Fear of Being Single
How the stress of singledom can affect you.
Posted Aug 24, 2018
Some people hold the belief that if a person is not in a relationship, he/she must be lonely and miserable. As a result of this fear-inducing scenario, people may rush into relationships which are not the best fit and do not bring them joy. There is also a body of research which focuses on singlism, a term which describes an anti-single sentiment. Singlism may result in “single adults in contemporary American society [being] targets of stereotyping, prejudice, and discrimination…” (DePaulo & Morris, 2005, p. 57). Therefore, not only do people worry about being single, but those who are single are also judged for it.
Research has shown that people will settle for less in a relationship for fear of being single (Spielmann, MacDonald, Maxwell, Joel, Peragine, Muise, & Impett, 2013). In Spielmann et al.’s study (2013), they defined the fear of being single as “…entailing concern, anxiety, or distress regarding the current or prospective experience of being without a romantic partner” (p. 1049). This distress can be experienced by both those who are not in relationships and those who are currently in one, but worry about their stability or question their longevity. While most research has focused on this anxiety in women, the authors note that both men and women may experience discomfort when it comes to singledom, because both sexes have an intrinsic need to find and maintain intimate relationships (Spielmann et al., 2013).
The researchers conducted a series of studies, through which they developed the Fear of Being Single Scale. Overall, they found that individuals with stronger fears were more likely to lower their standards, both in their current relationships and when selecting new mates. In addition, higher scores on their scale “…predicted greater dependence in less satisfying relationships” (Spielmann et al., 2013, p. 1068). The more fear a person had, the less likely they would be to end a relationship that they were in, even when they were not satisfied. Being that people with a fear of singledom settle for less, it may further perpetuate the idea that being single leads to unhappiness.
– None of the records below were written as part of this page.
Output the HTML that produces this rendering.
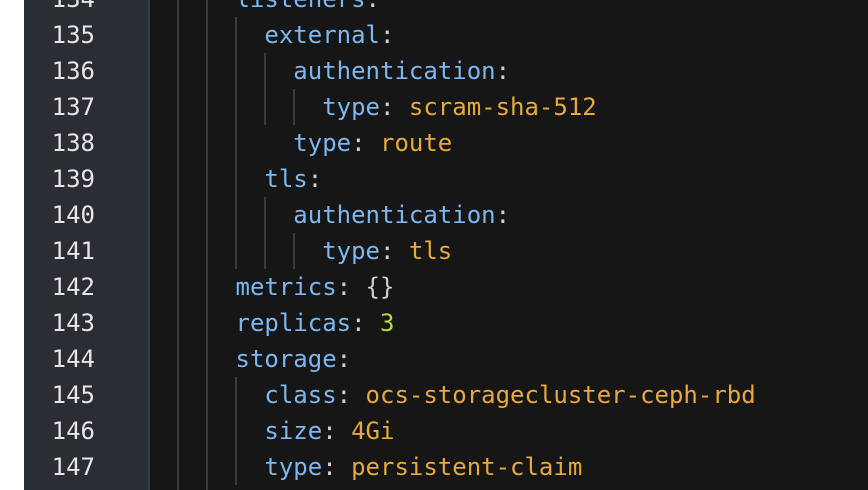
<html><head><style>
body{margin:0;width:868px;height:490px;overflow:hidden;background:#fff;position:relative;font-family:"DejaVu Sans Mono","Liberation Mono",monospace;font-size:24px}
.g{position:absolute;left:24px;top:0;width:124px;height:490px;background:#2a2d33}
.b{position:absolute;left:148px;top:0;width:2px;height:490px;background:#3a3d42}
.c{position:absolute;left:150px;top:0;width:718px;height:490px;background:#161616}
.l{position:absolute;height:36px;line-height:36px;white-space:pre}
.n{left:24px;width:71px;text-align:right;color:#e6e6e6}
.t{left:148.8px;color:#d0d0d0}
.k{color:#7cb7ef}.v{color:#e8a93c}.p{color:#cfcfcf}.num{color:#b5d846}
.v1{position:absolute;width:2px;background:#3b3b3b}
</style></head><body>
<div class="g"></div><div class="b"></div><div class="c"></div>
<div class="v1" style="left:177px;top:0;height:490px"></div>
<div class="v1" style="left:206px;top:0;height:490px"></div>
<div class="v1" style="left:235px;top:17px;height:252px"></div>
<div class="v1" style="left:264px;top:53px;height:72px"></div>
<div class="v1" style="left:293px;top:89px;height:36px"></div>
<div class="v1" style="left:264px;top:197px;height:72px"></div>
<div class="v1" style="left:293px;top:233px;height:36px"></div>
<div class="v1" style="left:235px;top:377px;height:108px"></div>
<div class="l n" style="top:-19px">134</div><div class="l t" style="top:-19px">      <span class="k">listeners</span><span class="p">:</span></div>
<div class="l n" style="top:17px">135</div><div class="l t" style="top:17px">        <span class="k">external</span><span class="p">:</span></div>
<div class="l n" style="top:53px">136</div><div class="l t" style="top:53px">          <span class="k">authentication</span><span class="p">:</span></div>
<div class="l n" style="top:89px">137</div><div class="l t" style="top:89px">            <span class="k">type</span><span class="p">: </span><span class="v">scram-sha-512</span></div>
<div class="l n" style="top:125px">138</div><div class="l t" style="top:125px">          <span class="k">type</span><span class="p">: </span><span class="v">route</span></div>
<div class="l n" style="top:161px">139</div><div class="l t" style="top:161px">        <span class="k">tls</span><span class="p">:</span></div>
<div class="l n" style="top:197px">140</div><div class="l t" style="top:197px">          <span class="k">authentication</span><span class="p">:</span></div>
<div class="l n" style="top:233px">141</div><div class="l t" style="top:233px">            <span class="k">type</span><span class="p">: </span><span class="v">tls</span></div>
<div class="l n" style="top:269px">142</div><div class="l t" style="top:269px">      <span class="k">metrics</span><span class="p">: {}</span></div>
<div class="l n" style="top:305px">143</div><div class="l t" style="top:305px">      <span class="k">replicas</span><span class="p">: </span><span class="num">3</span></div>
<div class="l n" style="top:341px">144</div><div class="l t" style="top:341px">      <span class="k">storage</span><span class="p">:</span></div>
<div class="l n" style="top:377px">145</div><div class="l t" style="top:377px">        <span class="k">class</span><span class="p">: </span><span class="v">ocs-storagecluster-ceph-rbd</span></div>
<div class="l n" style="top:413px">146</div><div class="l t" style="top:413px">        <span class="k">size</span><span class="p">: </span><span class="v">4Gi</span></div>
<div class="l n" style="top:449px">147</div><div class="l t" style="top:449px">        <span class="k">type</span><span class="p">: </span><span class="v">persistent-claim</span></div>
</body></html>
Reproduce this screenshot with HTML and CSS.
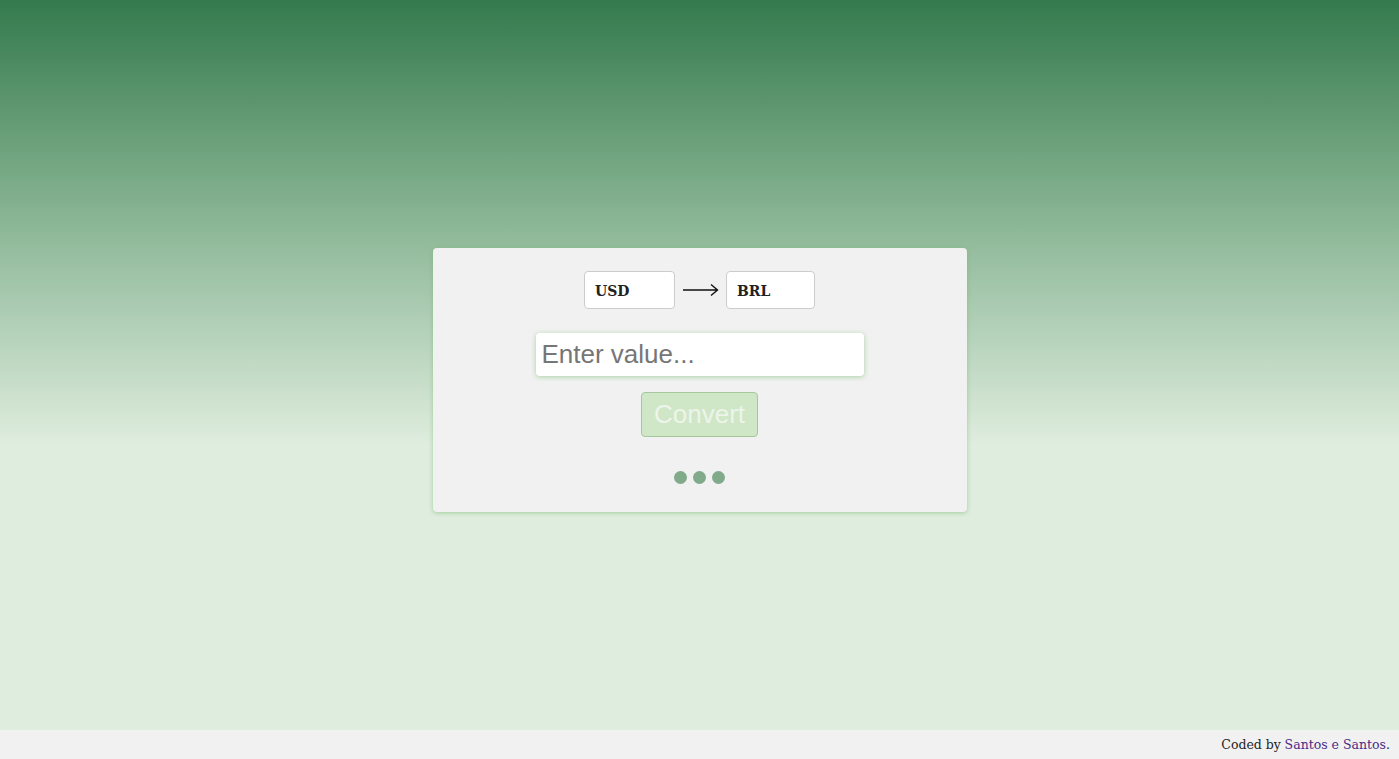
FILE: index.html
```html
<!DOCTYPE html>
<html lang="en">
<head>
<meta charset="utf-8">
<title>Currency Converter</title>
<link rel="stylesheet" href="styles.css">
</head>
<body>
<main class="main">
  <section class="card">
    <div class="pair">
      <div class="currency">USD</div>
      <svg class="arrow" width="36" height="14" viewBox="0 0 36 14"><path d="M0 7H34M28 1.5L34.5 7L28 12.5" fill="none" stroke="#111" stroke-width="1.4"/></svg>
      <div class="currency currency-to">BRL</div>
    </div>
    <input class="value" type="text" placeholder="Enter value...">
    <button class="convert" type="button" disabled>Convert</button>
    <div class="dots"><span class="dot"></span><span class="dot"></span><span class="dot"></span></div>
  </section>
</main>
<footer class="footer">Coded by <a class="link" href="#">Santos e Santos</a>.</footer>
</body>
</html>
```
FILE: styles.css
```css
html, body { margin: 0; padding: 0; }
body {
  height: 759px;
  display: flex;
  flex-direction: column;
  font-family: "DejaVu Serif", serif;
}
.main {
  flex: 1;
  display: flex;
  align-items: center;
  justify-content: center;
  padding-top: 29px;
  background: linear-gradient(to bottom, #347a4d 0%, #8fb999 32%, #dfedde 61%, #dfedde 100%);
}
.card {
  width: 534px;
  box-sizing: border-box;
  background: #f1f1f1;
  border-radius: 4px;
  box-shadow: 0 1px 4px rgba(110, 180, 100, 0.55);
  padding: 23px 0 28px;
  display: flex;
  flex-direction: column;
  align-items: center;
}
.pair {
  display: flex;
  align-items: center;
}
.arrow { margin: 0 7px 0 8px; }
.currency {
  width: 91px;
  height: 38px;
  box-sizing: border-box;
  background: #fff;
  border: 1px solid #cccccc;
  border-radius: 4px;
  padding: 3px 0 0 10px;
  display: flex;
  align-items: center;
  font-weight: bold;
  font-size: 14px;
  color: #222;
}
.currency-to { width: 89px; }
.value {
  margin-top: 24px;
  width: 328px;
  height: 43px;
  box-sizing: border-box;
  border: none;
  border-radius: 4px;
  background: #fff;
  padding: 0 6px;
  font-family: "Liberation Sans", Arial, sans-serif;
  font-size: 26px;
  color: #333;
  box-shadow: 0 1px 5px rgba(120, 190, 110, 0.6);
  outline: none;
}
.value::placeholder { color: #767676; }
.convert {
  margin-top: 16px;
  width: 117px;
  height: 45px;
  box-sizing: border-box;
  background: #cfe7c7;
  border: 1px solid #a6c79c;
  border-radius: 4px;
  font-family: "Liberation Sans", Arial, sans-serif;
  font-size: 26px;
  color: #edf4ea;
  padding: 0;
}
.dots {
  margin-top: 34px;
  display: flex;
  gap: 6px;
}
.dot {
  width: 13px;
  height: 13px;
  border-radius: 50%;
  background: #80aa8a;
}
.footer {
  height: 29px;
  background: #f1f1f1;
  display: flex;
  align-items: center;
  justify-content: flex-end;
  padding-right: 9px;
  font-size: 12.5px;
  color: #1e1e1e;
}
.link { color: #4a2a86; text-decoration: none; margin-left: 0.3em; }
```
People who fear being alone may stay in unfulfilling relationships or may be quick to rush into relationships that are not ideal. In essence, people may focus more on their relationship status than the relationship itself, which is very problematic.
It is important to be cognizant of any anxiety you have surrounding being single or the possibility of ending a relationship. You must also understand that pressure to be in a relationship may have negative consequences, such as settling for less (Spielman et al., 2013).
Being single is not necessarily negative. In fact, there are many benefits to being single. Many singles experience more autonomy and personal growth than those who are married (Marks & Lambert, 1998). In addition, being single enables a person to spend more time maintaining close connections with others. Research has shown that singles maintain greater contact with their friends, neighbors, siblings, and parents than their married counterparts (Sarkisian & Gerstel, 2016). Therefore, those who are single benefit from fulfilling relationships with themselves and others.
Remember that there is nothing wrong with being single. Do not compare yourself to others in relationships. Instead, value the meaningful relationships that you have in your life.
DePaulo, B. M., & Morris, W. L. (2005). Singles in society and in science. Psychological Inquiry, 16(2-3), 57-83.
Marks, N. F., & Lambert, J. D. (1998). Marital status continuity and change among young and midlife adults: Longitudinal effects on psychological well-being. Journal of Family Issues, 19(6), 652-686.
Sarkisian, N., & Gerstel, N. (2016). Does singlehood isolate or integrate? Examining the link between marital status and ties to kin, friends, and neighbors. Journal of Social and Personal Relationships, 33(3), 361-384.
Spielmann, S. S., MacDonald, G., Maxwell, J. A., Joel, S., Peragine, D., Muise, A., & Impett, E. A. (2013). Settling for less out of fear of being single. Journal of Personality and Social Psychology, 105(6), 1049-1073.